PROVIDED RECORDS
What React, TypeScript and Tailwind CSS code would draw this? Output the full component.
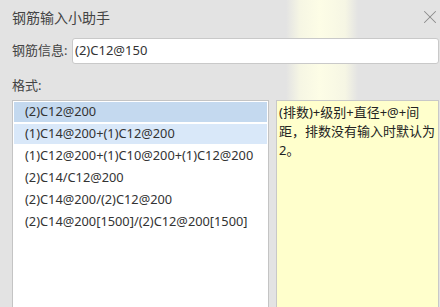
import { X } from "lucide-react"

const formats = [
  "(2)C12@200",
  "(1)C14@200+(1)C12@200",
  "(1)C12@200+(1)C10@200+(1)C12@200",
  "(2)C14/C12@200",
  "(2)C14@200/(2)C12@200",
  "(2)C14@200[1500]/(2)C12@200[1500]",
]

export default function App() {
  return (
    <div
      className="w-[440px] h-[307px] overflow-hidden flex flex-col bg-[#e3e3e3] bg-[linear-gradient(90deg,#e3e3e3_286px,#f6f6e4_300px,#fdfde6_320px,#f6f6e4_345px,#e3e3e3_358px)] text-[#333] font-['Noto_Sans','Noto_Sans_CJK_SC',sans-serif]"
    >
      {/* title bar */}
      <div className="h-[34px] flex items-center justify-between pl-3 pr-[-1px] shrink-0">
        <span className="text-[14px] text-[#444]">钢筋输入小助手</span>
        <X className="w-[22px] h-[22px] text-[#8a8a8a] mr-[-1px]" strokeWidth={1.1} />
      </div>

      {/* input row */}
      <div className="flex items-center pl-3 mt-[4px] shrink-0">
        <label className="w-[60px] text-[13px] text-[#444]">钢筋信息:</label>
        <div className="flex-1 h-[26px] bg-white border border-[#c9c9c9] rounded-[3px] flex items-center px-[2px] text-[13px] mr-px">
          (2)C12@150
        </div>
      </div>

      <div className="pl-3 mt-[12px] text-[13px] text-[#444] shrink-0">格式:</div>

      {/* panels */}
      <div className="flex gap-[7px] pl-3 pr-px mt-[4px] flex-1 min-h-0">
        <div className="w-[257px] bg-white border border-[#c4c4c4] border-b-0 pt-px px-px flex flex-col gap-[2px]">
          {formats.map((f, i) => (
            <div
              key={f}
              className={
                "h-[20px] flex items-center pl-[11px] text-[12.8px] " +
                (i === 0 ? "bg-[#c4d9ef]" : i === 1 ? "bg-[#d9e8f9]" : "")
              }
            >
              {f}
            </div>
          ))}
        </div>
        <div className="flex-1 bg-[#ffffcc] border border-[#c8c8c8] border-b-0 pl-[2px] pt-[2px] text-[13px] leading-[19px] text-[#222]">
          (排数)+级别+直径+@+间距，排数没有输入时默认为2。
        </div>
      </div>
    </div>
  )
}
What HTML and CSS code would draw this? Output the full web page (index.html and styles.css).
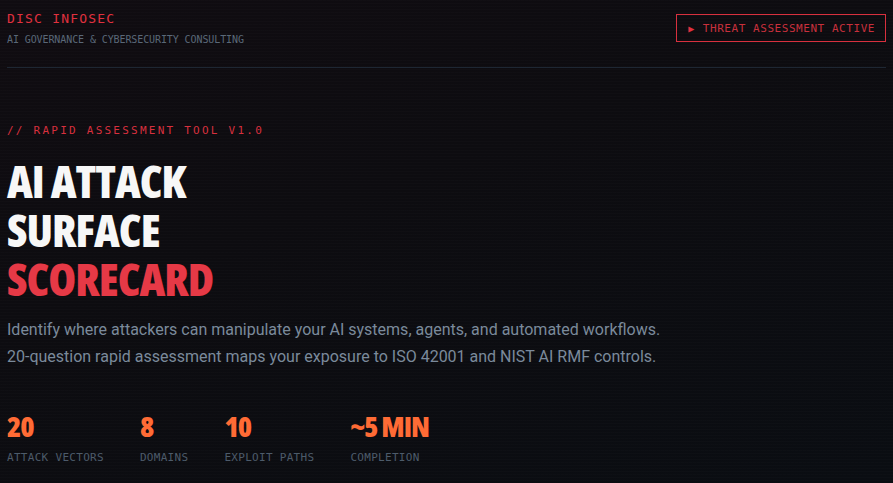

PROBLEM DETAILS
Copy every line of the data exactly as written, excluding the pictures.

TASK SOLUTION
What React, TypeScript and Tailwind CSS code would draw this? Output the full component.
import { X } from "lucide-react"

const formats = [
  "(2)C12@200",
  "(1)C14@200+(1)C12@200",
  "(1)C12@200+(1)C10@200+(1)C12@200",
  "(2)C14/C12@200",
  "(2)C14@200/(2)C12@200",
  "(2)C14@200[1500]/(2)C12@200[1500]",
]

export default function App() {
  return (
    <div
      className="w-[440px] h-[307px] overflow-hidden flex flex-col bg-[#e3e3e3] bg-[linear-gradient(90deg,#e3e3e3_286px,#f6f6e4_300px,#fdfde6_320px,#f6f6e4_345px,#e3e3e3_358px)] text-[#333] font-['Noto_Sans','Noto_Sans_CJK_SC',sans-serif]"
    >
      {/* title bar */}
      <div className="h-[34px] flex items-center justify-between pl-3 pr-[-1px] shrink-0">
        <span className="text-[14px] text-[#444]">钢筋输入小助手</span>
        <X className="w-[22px] h-[22px] text-[#8a8a8a] mr-[-1px]" strokeWidth={1.1} />
      </div>

      {/* input row */}
      <div className="flex items-center pl-3 mt-[4px] shrink-0">
        <label className="w-[60px] text-[13px] text-[#444]">钢筋信息:</label>
        <div className="flex-1 h-[26px] bg-white border border-[#c9c9c9] rounded-[3px] flex items-center px-[2px] text-[13px] mr-px">
          (2)C12@150
        </div>
      </div>

      <div className="pl-3 mt-[12px] text-[13px] text-[#444] shrink-0">格式:</div>

      {/* panels */}
      <div className="flex gap-[7px] pl-3 pr-px mt-[4px] flex-1 min-h-0">
        <div className="w-[257px] bg-white border border-[#c4c4c4] border-b-0 pt-px px-px flex flex-col gap-[2px]">
          {formats.map((f, i) => (
            <div
              key={f}
              className={
                "h-[20px] flex items-center pl-[11px] text-[12.8px] " +
                (i === 0 ? "bg-[#c4d9ef]" : i === 1 ? "bg-[#d9e8f9]" : "")
              }
            >
              {f}
            </div>
          ))}
        </div>
        <div className="flex-1 bg-[#ffffcc] border border-[#c8c8c8] border-b-0 pl-[2px] pt-[2px] text-[13px] leading-[19px] text-[#222]">
          (排数)+级别+直径+@+间距，排数没有输入时默认为2。
        </div>
      </div>
    </div>
  )
}
What HTML and CSS code would draw this? Output the full web page (index.html and styles.css).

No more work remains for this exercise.